Marwan has been living for the last two years in the adjacent Charlottenburg district of Berlin, where Nabokov spent his years in exile and Walter Benjamin his turn-of-the-century childhood. Marwan is here with his cousin, Sami, who arrived from Damascus three weeks ago. Sami appears by his side, suddenly made visible to me by virtue of my learning his name. In their mid-twenties, Marwan would like to continue his university studies in business (he had finished one year in Damascus before fleeing), and Sami has hopes of continuing practice as a lawyer. Marwan has just completed a two-year state-sponsored language course. (We speak in a mixture of German and English.) Sami’s English is not as good as his cousin’s; it will be difficult for him, I think, at age 26, to learn enough German well enough to practice law in Germany. But maybe I’m simply projecting my own experience trying to learn German — after all, he’s obviously smart and well educated; he has family connections here, and the greatest of motivations: survival and necessity.
We are joined by a friend, Bassel, also a lawyer, who made the journey three weeks ago with Sami. Fearing conscription into Assad’s army in Syria, they each sold their car to raise the 5,000 or more euro to pay the traffickers. I love Syria, Marwan says, we all want to go home. He is thinking of the long journeys here, through Jordan, Lebanon, Egypt, Turkey, Morocco, Afghanistan . . . But we must stay, he says, until the war is over. So you are here now, I say, and you’ve been here for two years, and you’ve learned German, and you want to continue studies at the university — so, let’s say that happens — when will you return, in two years, in five years? Maybe in ten years, he says, or twenty years, or thirty years, when the war is over — I have to think in terms of my children . . . (What children?—he is imagining his future German-born children . . . Will they want to return, should it ever be possible?)
What’s it like here, waiting, I ask. It is terrible, of course, says Bassel. Marwan explains. They are only calling twenty numbers a day now, he says, gesturing at the console displaying nine brightly lit amber numbers. And these security guys are Turkish, he says, they are very cruel. They pushed a woman down, with her baby, and killed her. Where, I ask. Right there, he gestures to a central area in front of the console. Why, I ask. Who knows, because she was asking about something and he didn’t like it. You saw that happen, I say. No, but I heard about it; it happened. The Turks don’t want us here, he went on, the German people are very good, they try to help, but the government is too slow. Why do you think they’re so slow, I say. Because, he says, they want to discourage more people from coming.

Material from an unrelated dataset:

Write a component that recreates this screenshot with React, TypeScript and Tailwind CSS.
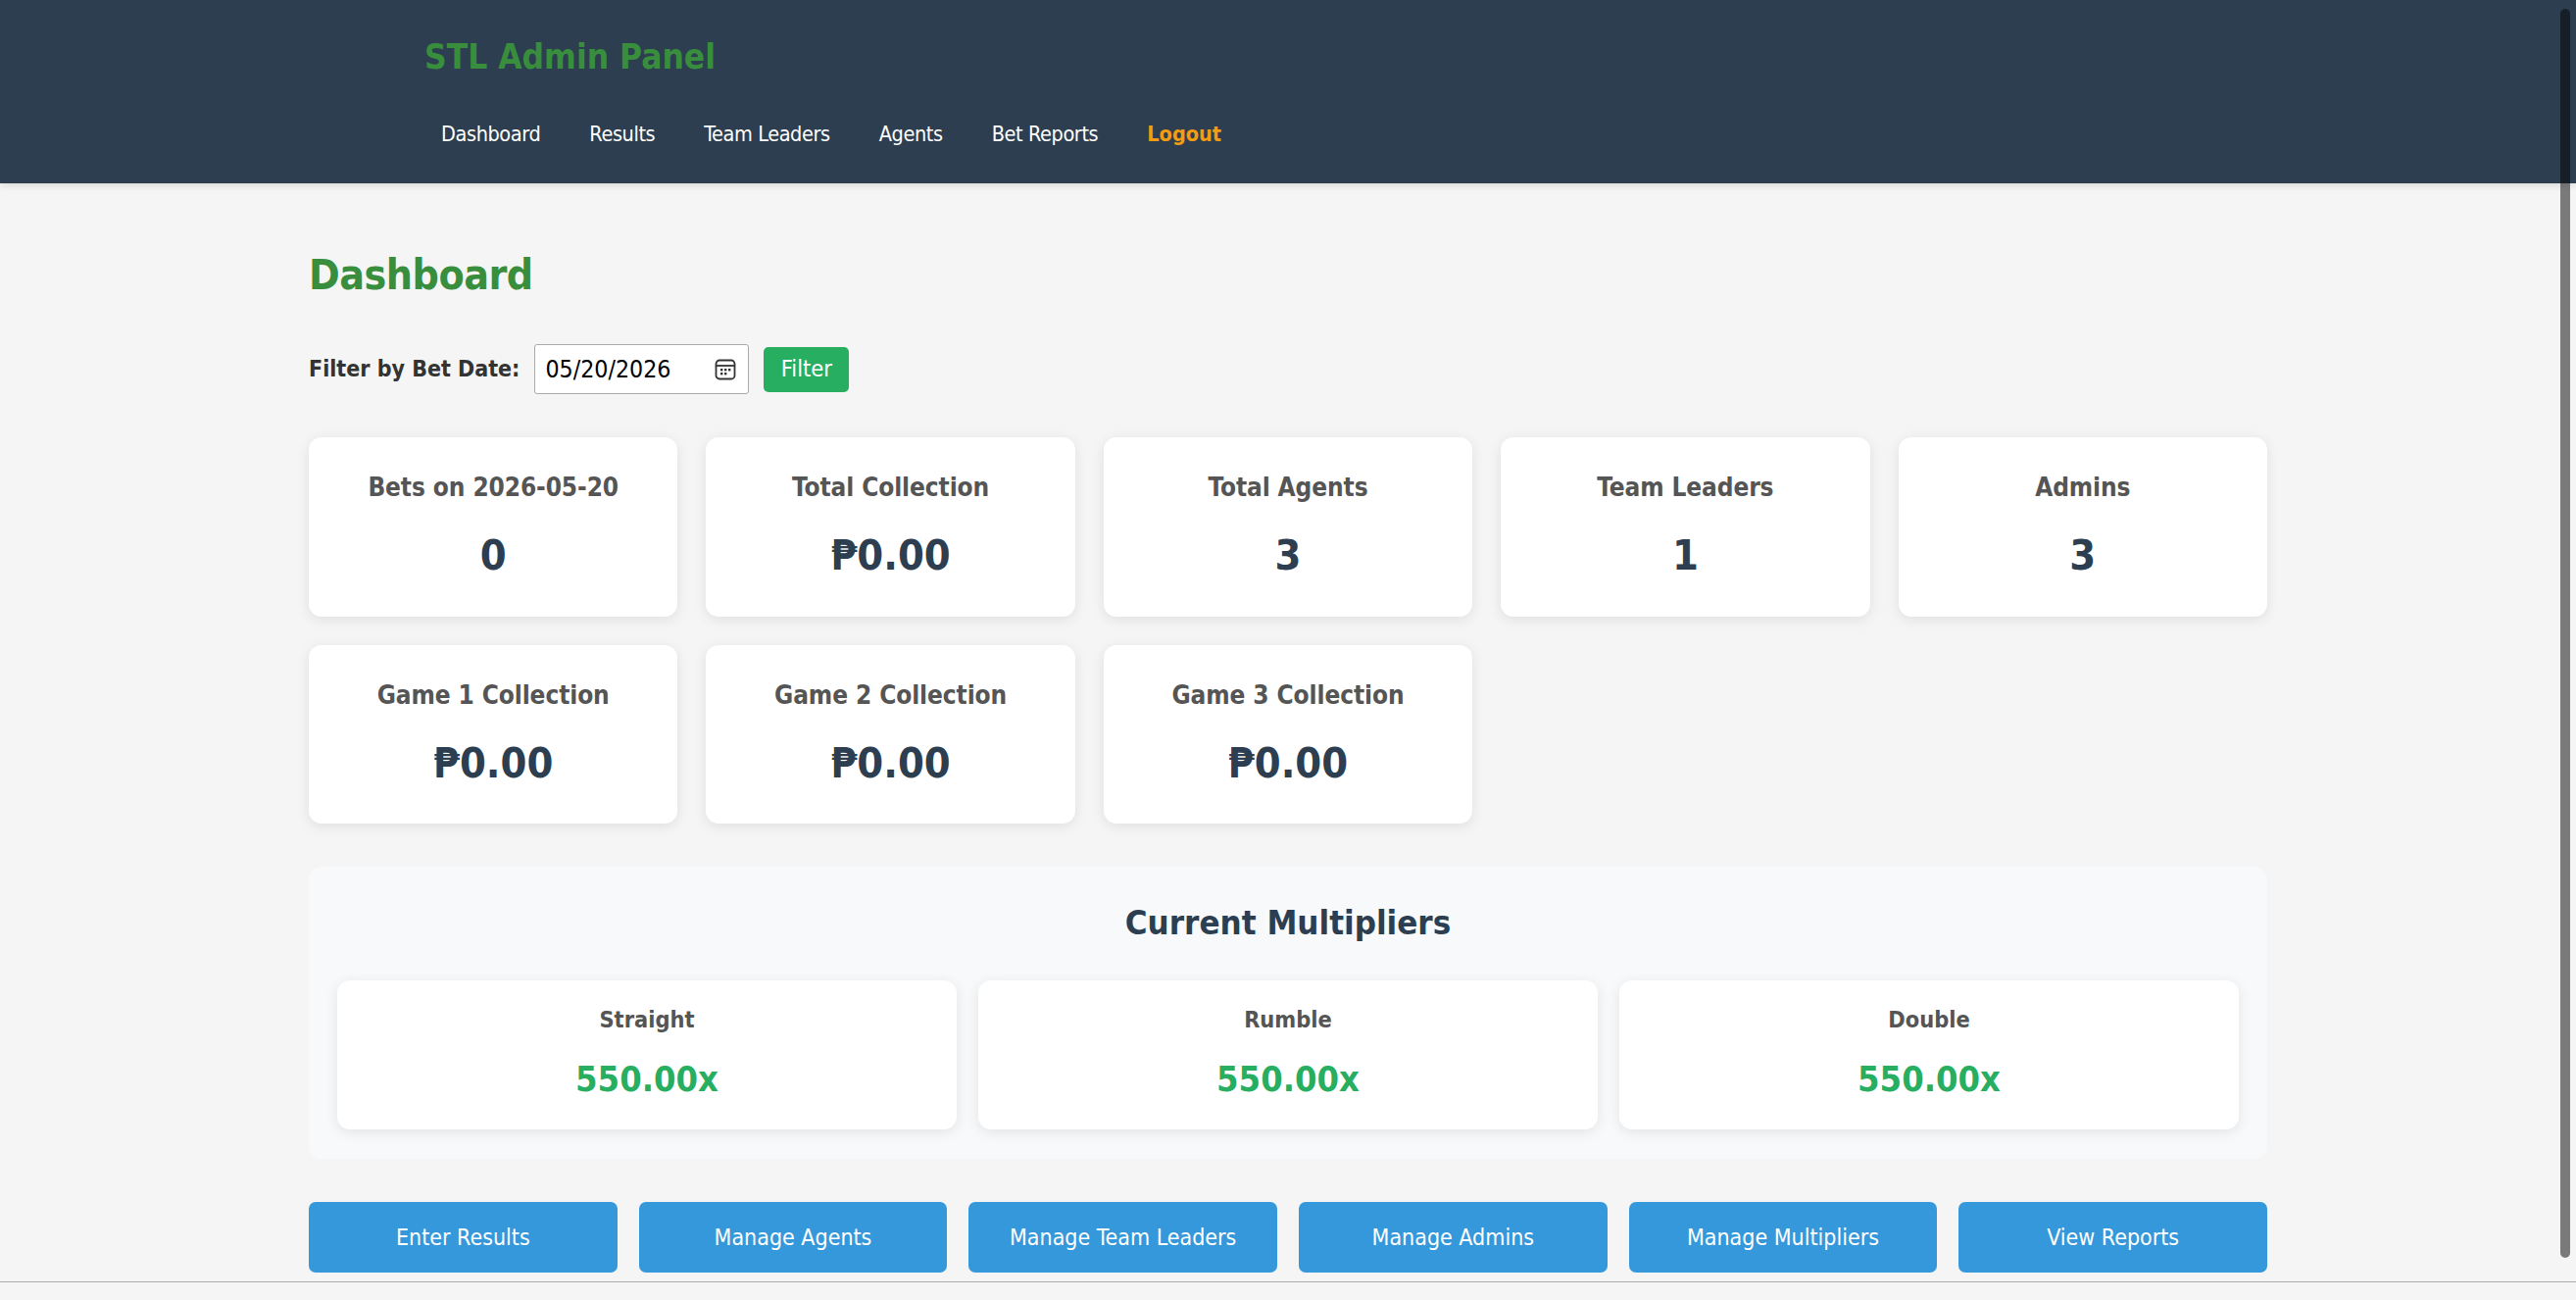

Fathi, another friend, joins us, a 23-year old engineering student from Damascus, who walked for a week without sleeping to get to Berlin. Sami looks at me from under a hoodie he’s wearing beneath a bigger coat. Excuse me, he says, but where are you from? I’m from America, I say, from Washington DC; I’m trying to write about what’s happening here so that people will understand. Sami looks at me with a wry little smile. I am sorry, he says, but America has been part of the problem. I know, I say, that’s why I’m here. What do you want the U.S. government to do now? Marwan breaks in. Russia will not help the situation, he says. Putin is not really fighting IS [Islamic State], he is with Bashar [al-Assad; but they all refer to him as Bashar]. The U.S. only has to fly planes over Syria, he continues, and the army will shake with fear and go underground. That would help? I say. They only have to show they are present, says Marwan. So, you want the U.S. to show its potential for using force in the region, I add. Yes, he says, that would make some difference. Sami looks at his phone. Excuse me, he says, and walks away.
You all have phones, ja? I say. They nod. Where are you charging them every day? Marwan says, I bring a portable battery I charge at home. I scan their faces; they’re a sweet bunch. I can feel the strength of their comraderie, their determination and courage. I have to go, I say, what would you like to say today to Germany? Give me a number, says Bassel, I want to work. Marwan writes down his e-mail address on my notepad. Shukran lak (thank you), I say. We shake hands.
On the way back to the S-bahn station, I stop at a Jehovah’s Witness stand on the sidewalk right outside the Lageso grounds. I’m struck by the cover image of their pamphlet in Arabic, a photograph of a happy modern Arabic family (the mother is not in hajib, the father not in robes, the children’s digs are from any fashionable catalog or outlet—they could be a secular family anywhere in the West). Posed together, they smile into the father’s smartphone as they take a family selfie. I pick up a copy and start leafing through it. A white German guy in tweed—he’d fit in at Oxford or Cambridge—begins to tell me about the contents: Lots of good information about how to manage money, be a good parent, a good husband and wife . . . Are Muslims trying to register at Lageso showing much interest, I say. Oh, yes, they really are, he says. They know about us already because we have people in Syria. But here, he continues, Arabs who were afraid to show interest in Christianity are free to ask questions and come to our meetings. And some Arabs are already Christian, I say. Oh, yes, they really are, he agrees, and we have so much practical information to help them get started in German society. Are you getting many converts yet, I say. Oh, yes, we really are. The Arab people who come to Germany are very interested. I find the cheerful optimism grotesque given the situation of the refugees; the modern family depicted in their literature, pure fantasy, has no resemblance to anyone or anything in Berlin—Muslim, Christian, Jewish, or of any faith. But the Jehovah Witness’ prohibitions (no interfaith marriage; demonization of sexuality outside of marriage, including homosexuality and masturbation), and their control of congregants’ lives, does dovetail nicely with Sharia control of individual personal life. Even their corruption of sacred texts (the Bible, the Koran) as fundamentalist codes of conduct share a common set of ambitions. Maybe the guy’s not exaggerating. And with the 165,000 Jehovah’s Witnesses in Germany living peaceful lives . . .? There could be, and are, worse influences . . . (Though the history of the Jehovah Witnesses appeasing of Hitler is a different story).